## Listed entries

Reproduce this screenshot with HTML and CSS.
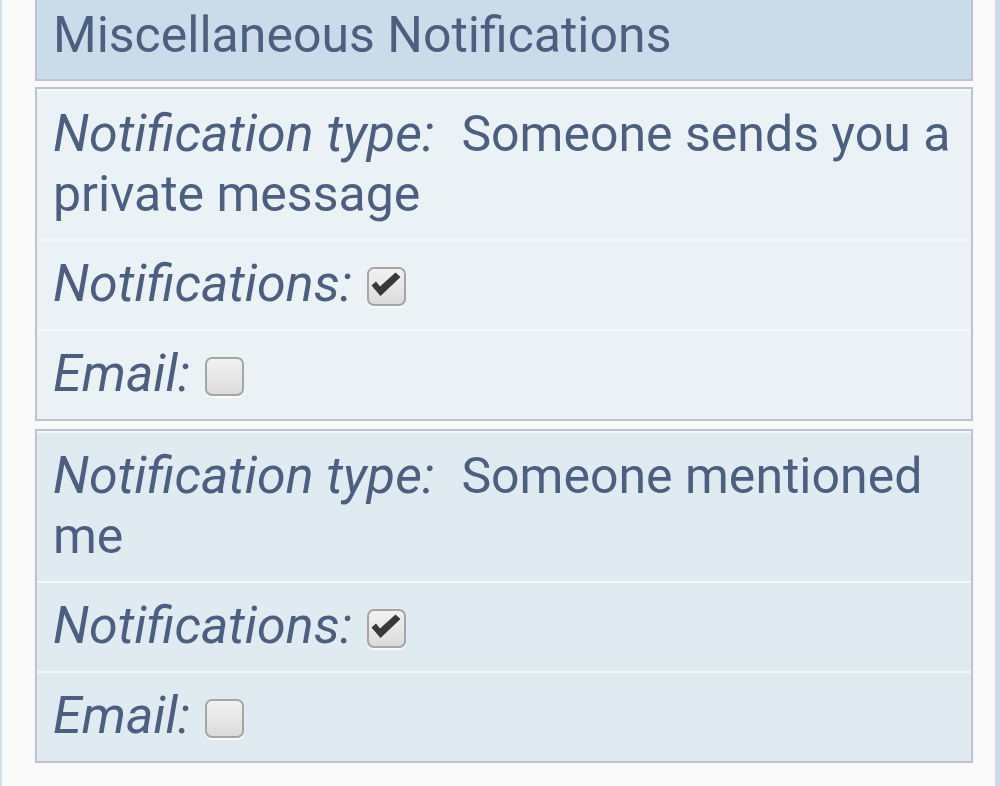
FILE: index.html
```html
<!DOCTYPE html>
<html>
<head>
<meta charset="utf-8">
<link rel="stylesheet" href="styles.css">
</head>
<body>
<div class="page">
  <div class="section-head">Miscellaneous Notifications</div>

  <div class="card card-light">
    <div class="row"><span class="label">Notification type:</span><span class="value">Someone sends you a private message</span></div>
    <div class="row"><span class="label">Notifications:</span> <span class="cb"><svg viewBox="0 0 38 38" width="38" height="38"><path d="M4.5 18.5 L9 14.5 L13 19.5 L28.5 5.5 L33.5 10 L13.5 29 Z" fill="#383838"/></svg></span></div>
    <div class="row"><span class="label">Email:</span> <span class="cb"></span></div>
  </div>

  <div class="card card-dark">
    <div class="row"><span class="label">Notification type:</span><span class="value">Someone mentioned me</span></div>
    <div class="row"><span class="label">Notifications:</span> <span class="cb"><svg viewBox="0 0 38 38" width="38" height="38"><path d="M4.5 18.5 L9 14.5 L13 19.5 L28.5 5.5 L33.5 10 L13.5 29 Z" fill="#383838"/></svg></span></div>
    <div class="row"><span class="label">Email:</span> <span class="cb"></span></div>
  </div>
</div>
</body>
</html>
```
FILE: styles.css
```css
html, body {
  margin: 0;
  padding: 0;
}
body {
  background: #f9f9f9;
  font-family: Roboto, "Noto Sans", sans-serif;
  color: #4c5f80;
  width: 1000px;
  height: 786px;
  overflow: hidden;
  box-sizing: border-box;
  border-left: 2px solid #cfdfec;
  border-right: 5px solid #cadbea;
}
.page {
  margin: -12px 22px 0 33px;
  display: flex;
  flex-direction: column;
  gap: 6px;
}
.section-head {
  background: #cadbea;
  border: 2px solid #bfc1d1;
  padding: 15px 16px 14px;
  font-size: 50px;
  line-height: 60px;
}
.card {
  border: 2px solid #bfc1d1;
  display: flex;
  flex-direction: column;
}
.card + .card {
  margin-top: 2px;
}
.card-light { background: #ebf2f6; }
.card-dark { background: #e0eaf1; }
.row {
  padding: 13px 16px 15px;
  font-size: 50px;
  line-height: 60px;
  border-top: 2px solid #f4f8fb;
}
.label {
  font-style: italic;
  font-size: 52px;
}
.value {
  margin-left: 27px;
}
.cb {
  display: inline-block;
  box-sizing: border-box;
  width: 39px;
  height: 39px;
  margin-left: 2px;
  border: 2px solid #a5a5a5;
  border-radius: 7px;
  background: linear-gradient(#f2f2f2, #dbdbdb);
  box-shadow: 0 2px 1px rgba(255,255,255,0.8);
  vertical-align: -5px;
  position: relative;
}
.cb svg {
  position: absolute;
  left: -2px;
  top: -2px;
}
```
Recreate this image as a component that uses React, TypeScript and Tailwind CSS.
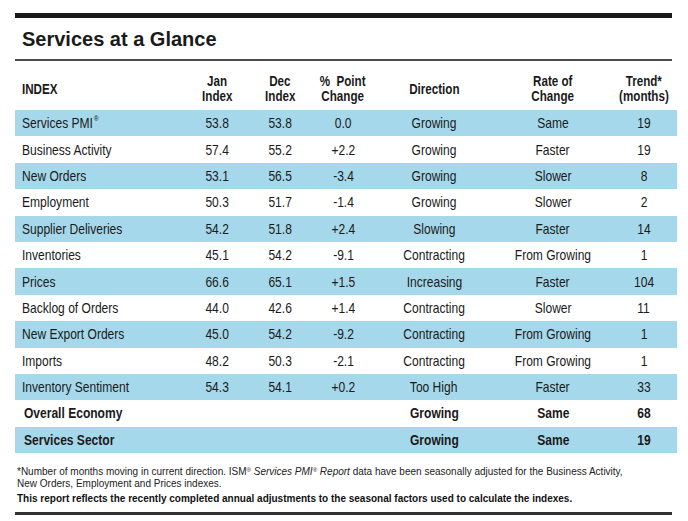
type Row = {
  name: string;
  reg?: boolean;
  jan: string;
  dec: string;
  chg: string;
  dir: string;
  rate: string;
  trend: string;
  bold?: boolean;
};

const rows: Row[] = [
  { name: "Services PMI", reg: true, jan: "53.8", dec: "53.8", chg: "0.0", dir: "Growing", rate: "Same", trend: "19" },
  { name: "Business Activity", jan: "57.4", dec: "55.2", chg: "+2.2", dir: "Growing", rate: "Faster", trend: "19" },
  { name: "New Orders", jan: "53.1", dec: "56.5", chg: "-3.4", dir: "Growing", rate: "Slower", trend: "8" },
  { name: "Employment", jan: "50.3", dec: "51.7", chg: "-1.4", dir: "Growing", rate: "Slower", trend: "2" },
  { name: "Supplier Deliveries", jan: "54.2", dec: "51.8", chg: "+2.4", dir: "Slowing", rate: "Faster", trend: "14" },
  { name: "Inventories", jan: "45.1", dec: "54.2", chg: "-9.1", dir: "Contracting", rate: "From Growing", trend: "1" },
  { name: "Prices", jan: "66.6", dec: "65.1", chg: "+1.5", dir: "Increasing", rate: "Faster", trend: "104" },
  { name: "Backlog of Orders", jan: "44.0", dec: "42.6", chg: "+1.4", dir: "Contracting", rate: "Slower", trend: "11" },
  { name: "New Export Orders", jan: "45.0", dec: "54.2", chg: "-9.2", dir: "Contracting", rate: "From Growing", trend: "1" },
  { name: "Imports", jan: "48.2", dec: "50.3", chg: "-2.1", dir: "Contracting", rate: "From Growing", trend: "1" },
  { name: "Inventory Sentiment", jan: "54.3", dec: "54.1", chg: "+0.2", dir: "Too High", rate: "Faster", trend: "33" },
  { name: "Overall Economy", jan: "", dec: "", chg: "", dir: "Growing", rate: "Same", trend: "68", bold: true },
  { name: "Services Sector", jan: "", dec: "", chg: "", dir: "Growing", rate: "Same", trend: "19", bold: true },
];

const cols = "grid grid-cols-[170px_64px_62px_64px_118px_120px_62px_2px]";

// condensed look: Arial-metric face squeezed horizontally
function C({ children, left }: { children: React.ReactNode; left?: boolean }) {
  return (
    <span className={`inline-block whitespace-nowrap scale-x-[0.83] ${left ? "origin-left" : "origin-center"}`}>
      {children}
    </span>
  );
}

export default function App() {
  return (
    <div className="w-[688px] h-[521px] bg-white text-[#1a1a1a] pt-[13px] overflow-hidden font-['Liberation_Sans',Arial,sans-serif]">
      <div className="ml-[15px] w-[657px]">
        <div className="h-[5px] bg-[#1a1a1a]" />
        <h1 className="mt-[9px] pl-[7px] text-[20px] leading-[24px] font-bold">Services at a Glance</h1>
        <div className="mt-[8px] h-[2px] bg-[#4a4a4a]" />
      </div>

      <div className="ml-[15px] w-[662px]">
        <div className={`${cols} mt-[13px] h-[30px] text-[14px] leading-[15px] font-bold text-center items-center`}>
          <div className="text-left pl-[7px]">
            <C left>INDEX</C>
          </div>
          <div>
            <C>Jan</C>
            <br />
            <C>Index</C>
          </div>
          <div>
            <C>Dec</C>
            <br />
            <C>Index</C>
          </div>
          <div>
            <C>%&nbsp;&nbsp;Point</C>
            <br />
            <C>Change</C>
          </div>
          <div>
            <C>Direction</C>
          </div>
          <div>
            <C>Rate of</C>
            <br />
            <C>Change</C>
          </div>
          <div>
            <C>Trend*</C>
            <br />
            <C>(months)</C>
          </div>
          <div />
        </div>

        <div className="mt-[6px]">
          {rows.map((r, i) => (
            <div
              key={r.name}
              className={`${cols} h-[26.4px] items-center text-center text-[14.5px] leading-[16px] ${
                i % 2 === 0 ? "bg-[#a5d8ea]" : "bg-white"
              } ${r.bold ? "font-bold" : ""}`}
            >
              <div className={`text-left ${r.bold ? "pl-[9px]" : "pl-[7px]"}`}>
                <C left>
                  {r.name}
                  {r.reg && <sup className="text-[8px] -top-[0.85em] ml-[1px]">®</sup>}
                </C>
              </div>
              <div>
                <C>{r.jan}</C>
              </div>
              <div>
                <C>{r.dec}</C>
              </div>
              <div>
                <C>{r.chg}</C>
              </div>
              <div>
                <C>{r.dir}</C>
              </div>
              <div>
                <C>{r.rate}</C>
              </div>
              <div>
                <C>{r.trend}</C>
              </div>
              <div />
            </div>
          ))}
        </div>
      </div>

      <div className="ml-[15px] w-[657px]">
        <div className="mt-[13px] pl-[2px] text-[10px] leading-[12px] text-[#222] whitespace-nowrap">
          <p>
            *Number of months moving in current direction. ISM<sup className="text-[6px]">®</sup>{" "}
            <i>
              Services PMI<sup className="text-[6px]">®</sup> Report
            </i>{" "}
            data have been seasonally adjusted for the Business Activity,
          </p>
          <p>New Orders, Employment and Prices indexes.</p>
          <p className="mt-[3px] font-bold text-[#111]">
            This report reflects the recently completed annual adjustments to the seasonal factors used to calculate the
            indexes.
          </p>
        </div>
        <div className="mt-[7px] h-[3px] bg-[#333]" />
      </div>
    </div>
  );
}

## What to produce
Look through the entries above for the word "React". Copy every line where it shows up.

## Task result
Recreate this image as a component that uses React, TypeScript and Tailwind CSS.
function C({ children, left }: { children: React.ReactNode; left?: boolean }) {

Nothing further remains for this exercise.